--- Begin MATERIAL SHOWN ---
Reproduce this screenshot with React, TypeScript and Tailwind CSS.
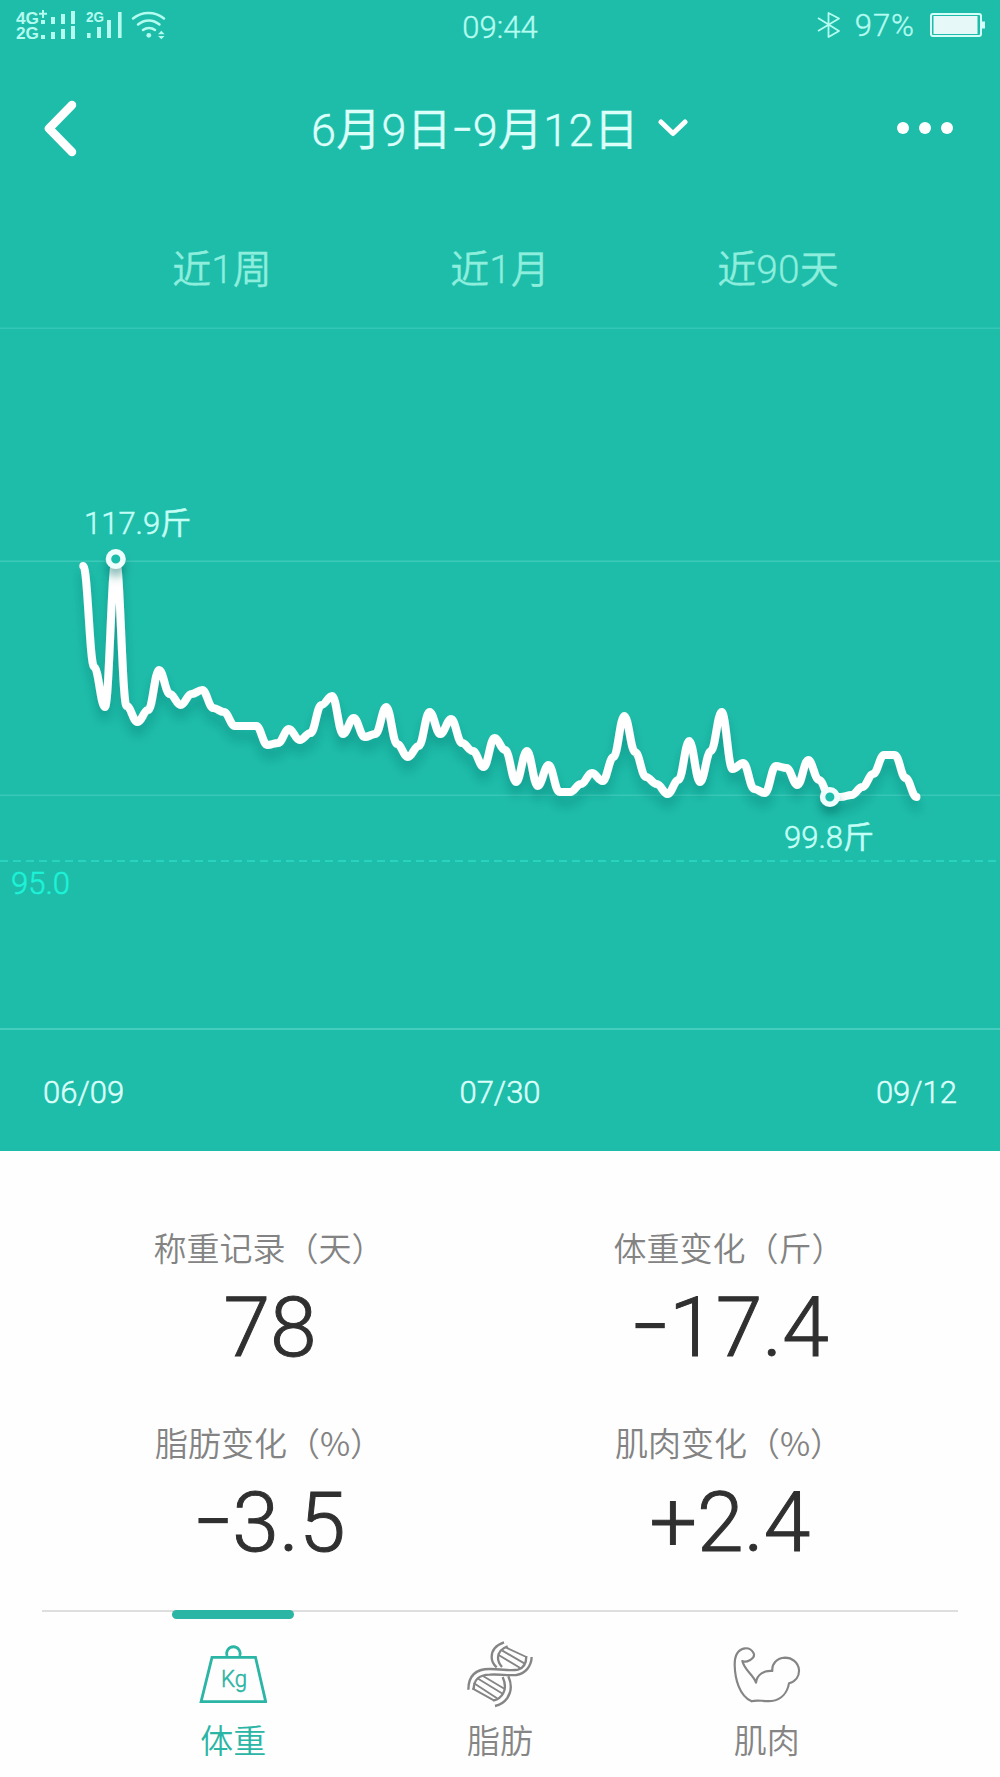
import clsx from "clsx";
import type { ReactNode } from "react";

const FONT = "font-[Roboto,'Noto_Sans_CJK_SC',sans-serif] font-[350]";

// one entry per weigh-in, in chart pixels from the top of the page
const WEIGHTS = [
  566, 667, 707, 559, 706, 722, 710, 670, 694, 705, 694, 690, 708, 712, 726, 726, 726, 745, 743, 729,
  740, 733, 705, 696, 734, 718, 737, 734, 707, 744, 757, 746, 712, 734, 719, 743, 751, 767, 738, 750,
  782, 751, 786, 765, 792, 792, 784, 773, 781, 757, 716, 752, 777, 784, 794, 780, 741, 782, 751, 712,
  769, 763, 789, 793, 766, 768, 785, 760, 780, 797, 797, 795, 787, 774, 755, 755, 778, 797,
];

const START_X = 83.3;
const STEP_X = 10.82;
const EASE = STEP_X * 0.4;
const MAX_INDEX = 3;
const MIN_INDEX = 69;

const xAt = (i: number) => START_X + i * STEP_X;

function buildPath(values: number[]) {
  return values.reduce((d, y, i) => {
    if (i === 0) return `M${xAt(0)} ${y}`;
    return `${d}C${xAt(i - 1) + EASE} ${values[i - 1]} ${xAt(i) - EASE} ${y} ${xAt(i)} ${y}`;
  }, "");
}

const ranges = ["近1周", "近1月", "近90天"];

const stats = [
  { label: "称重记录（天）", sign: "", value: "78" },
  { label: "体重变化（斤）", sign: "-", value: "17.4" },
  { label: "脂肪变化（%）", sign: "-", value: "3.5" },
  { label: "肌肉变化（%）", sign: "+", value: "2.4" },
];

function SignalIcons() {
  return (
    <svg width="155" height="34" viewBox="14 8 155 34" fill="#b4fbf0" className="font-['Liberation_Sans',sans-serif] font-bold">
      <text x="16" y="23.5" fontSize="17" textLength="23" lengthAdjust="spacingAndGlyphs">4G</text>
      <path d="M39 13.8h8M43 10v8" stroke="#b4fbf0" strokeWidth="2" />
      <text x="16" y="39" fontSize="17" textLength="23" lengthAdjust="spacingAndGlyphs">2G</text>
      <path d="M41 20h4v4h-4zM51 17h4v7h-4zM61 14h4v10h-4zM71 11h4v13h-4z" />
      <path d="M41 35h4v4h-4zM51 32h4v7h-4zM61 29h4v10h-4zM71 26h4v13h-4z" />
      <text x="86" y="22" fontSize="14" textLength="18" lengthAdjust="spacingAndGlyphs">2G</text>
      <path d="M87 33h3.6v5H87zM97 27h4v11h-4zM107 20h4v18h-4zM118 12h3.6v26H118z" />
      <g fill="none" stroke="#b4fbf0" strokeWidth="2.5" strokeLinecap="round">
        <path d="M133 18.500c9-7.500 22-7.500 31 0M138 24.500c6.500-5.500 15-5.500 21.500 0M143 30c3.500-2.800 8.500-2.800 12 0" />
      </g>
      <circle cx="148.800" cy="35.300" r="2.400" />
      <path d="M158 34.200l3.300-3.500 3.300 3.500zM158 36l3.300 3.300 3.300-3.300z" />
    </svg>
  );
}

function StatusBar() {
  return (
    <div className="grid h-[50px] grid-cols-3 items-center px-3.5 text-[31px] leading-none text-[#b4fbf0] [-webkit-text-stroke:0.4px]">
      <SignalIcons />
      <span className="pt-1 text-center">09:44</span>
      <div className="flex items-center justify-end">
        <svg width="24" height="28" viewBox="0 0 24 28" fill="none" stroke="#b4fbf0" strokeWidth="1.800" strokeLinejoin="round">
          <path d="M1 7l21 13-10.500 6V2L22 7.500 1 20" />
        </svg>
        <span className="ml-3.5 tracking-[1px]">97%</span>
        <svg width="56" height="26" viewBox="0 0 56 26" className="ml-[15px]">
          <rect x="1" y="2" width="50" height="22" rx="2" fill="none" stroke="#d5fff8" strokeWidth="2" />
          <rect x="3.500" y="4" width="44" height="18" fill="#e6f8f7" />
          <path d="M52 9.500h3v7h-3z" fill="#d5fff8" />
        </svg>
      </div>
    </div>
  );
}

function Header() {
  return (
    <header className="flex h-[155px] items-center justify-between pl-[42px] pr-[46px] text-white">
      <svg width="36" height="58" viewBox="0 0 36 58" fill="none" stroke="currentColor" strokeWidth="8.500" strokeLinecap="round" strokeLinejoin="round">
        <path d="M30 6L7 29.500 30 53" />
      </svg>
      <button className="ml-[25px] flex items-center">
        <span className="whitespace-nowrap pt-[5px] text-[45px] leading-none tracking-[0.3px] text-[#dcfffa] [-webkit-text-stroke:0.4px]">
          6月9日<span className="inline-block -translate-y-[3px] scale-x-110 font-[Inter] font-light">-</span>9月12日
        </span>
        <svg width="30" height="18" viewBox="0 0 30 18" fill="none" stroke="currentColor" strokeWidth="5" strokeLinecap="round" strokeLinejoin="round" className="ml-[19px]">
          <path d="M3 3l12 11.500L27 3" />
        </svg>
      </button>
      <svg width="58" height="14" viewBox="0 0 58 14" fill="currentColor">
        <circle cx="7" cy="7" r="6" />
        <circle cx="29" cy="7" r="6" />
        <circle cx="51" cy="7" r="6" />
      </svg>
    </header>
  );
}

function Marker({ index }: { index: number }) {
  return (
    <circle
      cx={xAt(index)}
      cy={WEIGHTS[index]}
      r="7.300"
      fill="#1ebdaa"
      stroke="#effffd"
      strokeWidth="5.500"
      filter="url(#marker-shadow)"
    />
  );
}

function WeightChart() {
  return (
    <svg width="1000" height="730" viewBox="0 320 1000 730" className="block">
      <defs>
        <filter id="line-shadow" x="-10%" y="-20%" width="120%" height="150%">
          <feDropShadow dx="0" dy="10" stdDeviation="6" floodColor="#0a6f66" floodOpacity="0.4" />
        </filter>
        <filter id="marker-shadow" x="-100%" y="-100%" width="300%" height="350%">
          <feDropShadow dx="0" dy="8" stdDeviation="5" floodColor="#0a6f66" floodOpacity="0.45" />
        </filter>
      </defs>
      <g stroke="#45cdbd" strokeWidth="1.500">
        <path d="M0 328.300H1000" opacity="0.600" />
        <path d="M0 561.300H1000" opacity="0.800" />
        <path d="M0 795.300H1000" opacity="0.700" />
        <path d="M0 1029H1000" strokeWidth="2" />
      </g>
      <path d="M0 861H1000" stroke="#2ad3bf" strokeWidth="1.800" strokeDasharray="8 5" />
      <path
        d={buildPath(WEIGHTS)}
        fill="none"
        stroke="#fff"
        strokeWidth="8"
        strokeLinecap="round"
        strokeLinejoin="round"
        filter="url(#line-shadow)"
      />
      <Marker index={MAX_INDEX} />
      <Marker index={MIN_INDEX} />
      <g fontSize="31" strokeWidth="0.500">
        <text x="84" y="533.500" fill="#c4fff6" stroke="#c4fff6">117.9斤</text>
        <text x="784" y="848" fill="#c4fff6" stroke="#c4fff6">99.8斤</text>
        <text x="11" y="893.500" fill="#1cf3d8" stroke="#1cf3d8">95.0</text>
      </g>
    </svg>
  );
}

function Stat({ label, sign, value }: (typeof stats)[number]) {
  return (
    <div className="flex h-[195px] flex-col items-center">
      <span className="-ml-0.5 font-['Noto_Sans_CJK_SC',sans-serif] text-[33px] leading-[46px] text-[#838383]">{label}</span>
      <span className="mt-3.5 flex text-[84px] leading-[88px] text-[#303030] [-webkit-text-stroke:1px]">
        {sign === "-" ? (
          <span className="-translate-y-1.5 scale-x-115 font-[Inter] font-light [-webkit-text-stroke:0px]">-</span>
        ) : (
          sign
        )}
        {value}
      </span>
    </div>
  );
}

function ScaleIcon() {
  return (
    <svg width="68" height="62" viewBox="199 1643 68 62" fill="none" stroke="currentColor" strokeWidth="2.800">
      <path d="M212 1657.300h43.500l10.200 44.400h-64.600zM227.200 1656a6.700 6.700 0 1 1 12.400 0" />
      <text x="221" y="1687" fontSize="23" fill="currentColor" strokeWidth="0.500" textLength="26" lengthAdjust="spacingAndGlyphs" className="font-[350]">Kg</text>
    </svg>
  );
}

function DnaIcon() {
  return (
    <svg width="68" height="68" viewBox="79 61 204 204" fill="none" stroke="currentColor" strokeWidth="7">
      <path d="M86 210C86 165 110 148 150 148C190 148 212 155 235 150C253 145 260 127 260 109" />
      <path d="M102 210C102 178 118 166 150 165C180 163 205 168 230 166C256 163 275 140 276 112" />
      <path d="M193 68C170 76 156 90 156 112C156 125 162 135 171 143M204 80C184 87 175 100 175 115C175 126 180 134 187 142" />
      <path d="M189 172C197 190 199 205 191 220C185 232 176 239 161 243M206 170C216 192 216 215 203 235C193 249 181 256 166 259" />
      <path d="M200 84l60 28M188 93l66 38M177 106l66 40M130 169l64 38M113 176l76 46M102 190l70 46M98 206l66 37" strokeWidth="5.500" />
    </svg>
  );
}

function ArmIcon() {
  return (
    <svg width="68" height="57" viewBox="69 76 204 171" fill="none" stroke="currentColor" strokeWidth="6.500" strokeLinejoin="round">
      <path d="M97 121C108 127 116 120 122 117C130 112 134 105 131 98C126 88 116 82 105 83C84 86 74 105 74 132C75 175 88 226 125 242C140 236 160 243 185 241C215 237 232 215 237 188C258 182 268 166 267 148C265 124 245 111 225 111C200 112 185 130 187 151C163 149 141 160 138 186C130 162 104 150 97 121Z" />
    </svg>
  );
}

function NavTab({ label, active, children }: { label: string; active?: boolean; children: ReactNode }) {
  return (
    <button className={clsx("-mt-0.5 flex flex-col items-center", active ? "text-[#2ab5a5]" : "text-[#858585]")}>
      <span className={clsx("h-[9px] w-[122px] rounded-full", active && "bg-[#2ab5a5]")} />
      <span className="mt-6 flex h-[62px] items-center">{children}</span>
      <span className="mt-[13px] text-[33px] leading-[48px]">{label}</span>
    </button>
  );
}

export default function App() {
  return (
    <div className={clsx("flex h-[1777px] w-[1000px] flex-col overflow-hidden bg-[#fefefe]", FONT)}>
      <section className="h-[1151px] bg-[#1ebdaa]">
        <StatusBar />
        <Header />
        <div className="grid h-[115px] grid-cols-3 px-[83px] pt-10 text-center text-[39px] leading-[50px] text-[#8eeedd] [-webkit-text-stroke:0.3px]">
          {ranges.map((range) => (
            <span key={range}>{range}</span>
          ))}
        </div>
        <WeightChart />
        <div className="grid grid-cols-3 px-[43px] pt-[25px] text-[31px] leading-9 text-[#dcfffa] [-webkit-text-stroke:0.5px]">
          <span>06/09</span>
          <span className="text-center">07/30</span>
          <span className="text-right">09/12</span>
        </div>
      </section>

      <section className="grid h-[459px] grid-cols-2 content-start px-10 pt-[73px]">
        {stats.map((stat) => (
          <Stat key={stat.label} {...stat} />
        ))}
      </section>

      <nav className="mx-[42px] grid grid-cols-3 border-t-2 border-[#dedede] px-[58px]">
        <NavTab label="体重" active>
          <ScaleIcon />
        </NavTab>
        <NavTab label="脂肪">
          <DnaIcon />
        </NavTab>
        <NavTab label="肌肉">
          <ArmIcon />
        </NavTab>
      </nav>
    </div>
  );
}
--- End MATERIAL SHOWN ---
--- Begin MATERIAL SHOWN ---
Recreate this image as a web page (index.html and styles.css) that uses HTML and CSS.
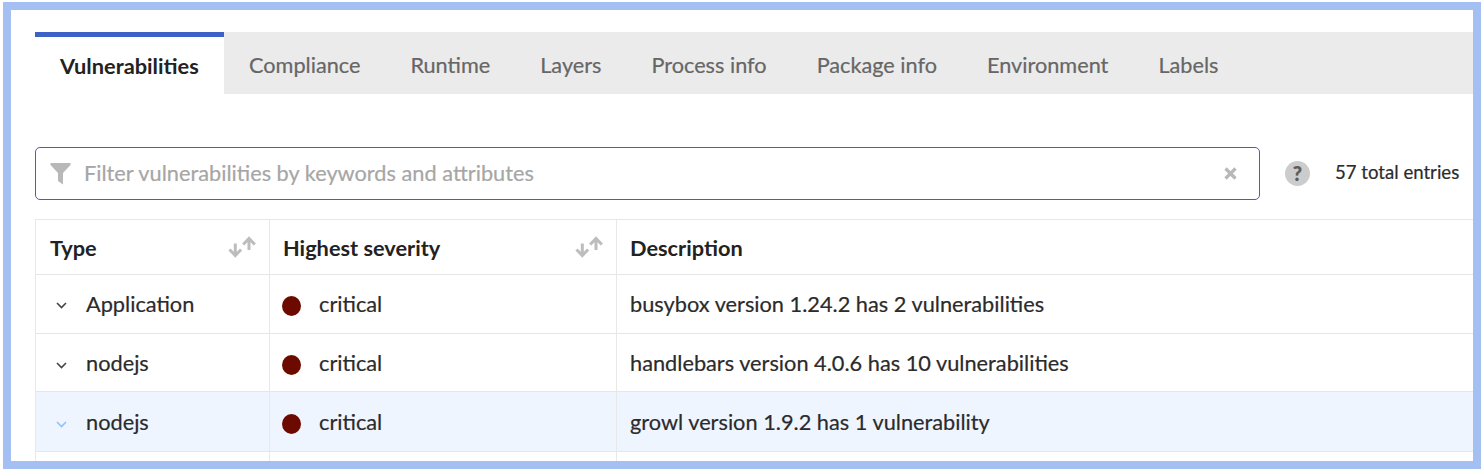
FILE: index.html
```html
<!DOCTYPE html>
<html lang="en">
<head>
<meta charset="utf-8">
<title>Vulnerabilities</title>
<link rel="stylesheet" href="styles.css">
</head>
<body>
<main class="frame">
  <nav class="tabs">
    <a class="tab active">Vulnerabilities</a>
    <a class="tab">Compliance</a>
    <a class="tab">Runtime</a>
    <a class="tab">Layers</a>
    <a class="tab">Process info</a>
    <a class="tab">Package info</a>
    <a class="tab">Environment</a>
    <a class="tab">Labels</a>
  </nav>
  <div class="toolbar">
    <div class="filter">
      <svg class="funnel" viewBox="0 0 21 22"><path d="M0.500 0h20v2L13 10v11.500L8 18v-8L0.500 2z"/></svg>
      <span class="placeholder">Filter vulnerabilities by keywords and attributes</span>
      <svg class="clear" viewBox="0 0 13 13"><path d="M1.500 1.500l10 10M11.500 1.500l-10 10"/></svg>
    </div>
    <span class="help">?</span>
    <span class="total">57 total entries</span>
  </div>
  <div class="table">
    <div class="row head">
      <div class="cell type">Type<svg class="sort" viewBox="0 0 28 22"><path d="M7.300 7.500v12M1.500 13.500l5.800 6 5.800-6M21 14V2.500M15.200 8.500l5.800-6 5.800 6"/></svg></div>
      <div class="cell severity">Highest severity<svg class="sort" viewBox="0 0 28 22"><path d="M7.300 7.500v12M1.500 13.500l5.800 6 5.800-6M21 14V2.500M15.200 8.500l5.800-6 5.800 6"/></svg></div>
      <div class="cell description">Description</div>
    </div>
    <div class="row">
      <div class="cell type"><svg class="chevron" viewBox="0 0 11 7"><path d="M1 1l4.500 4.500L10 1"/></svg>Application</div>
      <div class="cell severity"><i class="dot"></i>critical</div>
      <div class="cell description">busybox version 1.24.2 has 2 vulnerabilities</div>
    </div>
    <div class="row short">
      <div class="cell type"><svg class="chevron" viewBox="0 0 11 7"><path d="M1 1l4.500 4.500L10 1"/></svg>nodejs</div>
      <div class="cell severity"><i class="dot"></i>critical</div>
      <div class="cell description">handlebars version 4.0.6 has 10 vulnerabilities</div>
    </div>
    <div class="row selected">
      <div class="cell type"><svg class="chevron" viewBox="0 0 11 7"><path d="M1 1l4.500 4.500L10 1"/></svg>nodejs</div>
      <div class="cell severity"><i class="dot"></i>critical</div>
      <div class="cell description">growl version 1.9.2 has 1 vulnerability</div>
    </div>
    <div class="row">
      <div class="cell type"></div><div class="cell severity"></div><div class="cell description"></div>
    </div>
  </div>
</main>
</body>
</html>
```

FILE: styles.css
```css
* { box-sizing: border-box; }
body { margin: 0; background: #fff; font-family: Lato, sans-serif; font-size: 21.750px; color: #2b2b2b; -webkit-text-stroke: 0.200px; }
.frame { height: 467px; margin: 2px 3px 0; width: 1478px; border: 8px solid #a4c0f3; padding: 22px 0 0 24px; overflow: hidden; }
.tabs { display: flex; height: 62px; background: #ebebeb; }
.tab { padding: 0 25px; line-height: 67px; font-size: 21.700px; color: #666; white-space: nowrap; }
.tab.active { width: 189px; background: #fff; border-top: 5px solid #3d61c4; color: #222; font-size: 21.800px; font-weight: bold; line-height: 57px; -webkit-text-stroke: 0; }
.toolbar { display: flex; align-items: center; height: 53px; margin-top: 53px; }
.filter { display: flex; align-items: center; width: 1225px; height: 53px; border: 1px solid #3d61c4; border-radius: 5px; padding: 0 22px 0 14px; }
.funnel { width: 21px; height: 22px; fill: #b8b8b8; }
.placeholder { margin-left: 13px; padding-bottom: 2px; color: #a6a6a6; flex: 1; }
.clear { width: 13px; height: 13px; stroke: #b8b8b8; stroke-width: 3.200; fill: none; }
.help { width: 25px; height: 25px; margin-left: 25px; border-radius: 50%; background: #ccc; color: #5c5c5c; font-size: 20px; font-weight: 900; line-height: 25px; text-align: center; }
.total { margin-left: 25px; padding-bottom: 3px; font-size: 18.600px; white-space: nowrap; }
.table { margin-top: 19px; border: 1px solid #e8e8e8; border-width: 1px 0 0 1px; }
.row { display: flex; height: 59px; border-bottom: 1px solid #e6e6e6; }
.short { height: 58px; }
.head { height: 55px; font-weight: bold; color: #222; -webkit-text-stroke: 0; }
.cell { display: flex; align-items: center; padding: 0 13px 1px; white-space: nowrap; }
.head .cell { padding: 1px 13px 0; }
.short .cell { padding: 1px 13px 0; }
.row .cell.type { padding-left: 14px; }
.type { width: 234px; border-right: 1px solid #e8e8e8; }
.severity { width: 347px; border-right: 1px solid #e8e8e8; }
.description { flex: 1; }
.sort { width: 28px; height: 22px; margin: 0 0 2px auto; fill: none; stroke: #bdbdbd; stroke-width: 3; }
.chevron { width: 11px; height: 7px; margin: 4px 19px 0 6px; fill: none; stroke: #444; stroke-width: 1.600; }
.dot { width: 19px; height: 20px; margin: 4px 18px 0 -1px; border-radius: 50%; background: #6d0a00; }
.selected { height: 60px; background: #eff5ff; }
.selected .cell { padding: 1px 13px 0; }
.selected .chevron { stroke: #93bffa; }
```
--- End MATERIAL SHOWN ---
§ **STATED TASK**: In the entries above, find lines with "this" and copy each.

§ **EXERCISE ANSWER**:
Reproduce this screenshot with React, TypeScript and Tailwind CSS.
Recreate this image as a web page (index.html and styles.css) that uses HTML and CSS.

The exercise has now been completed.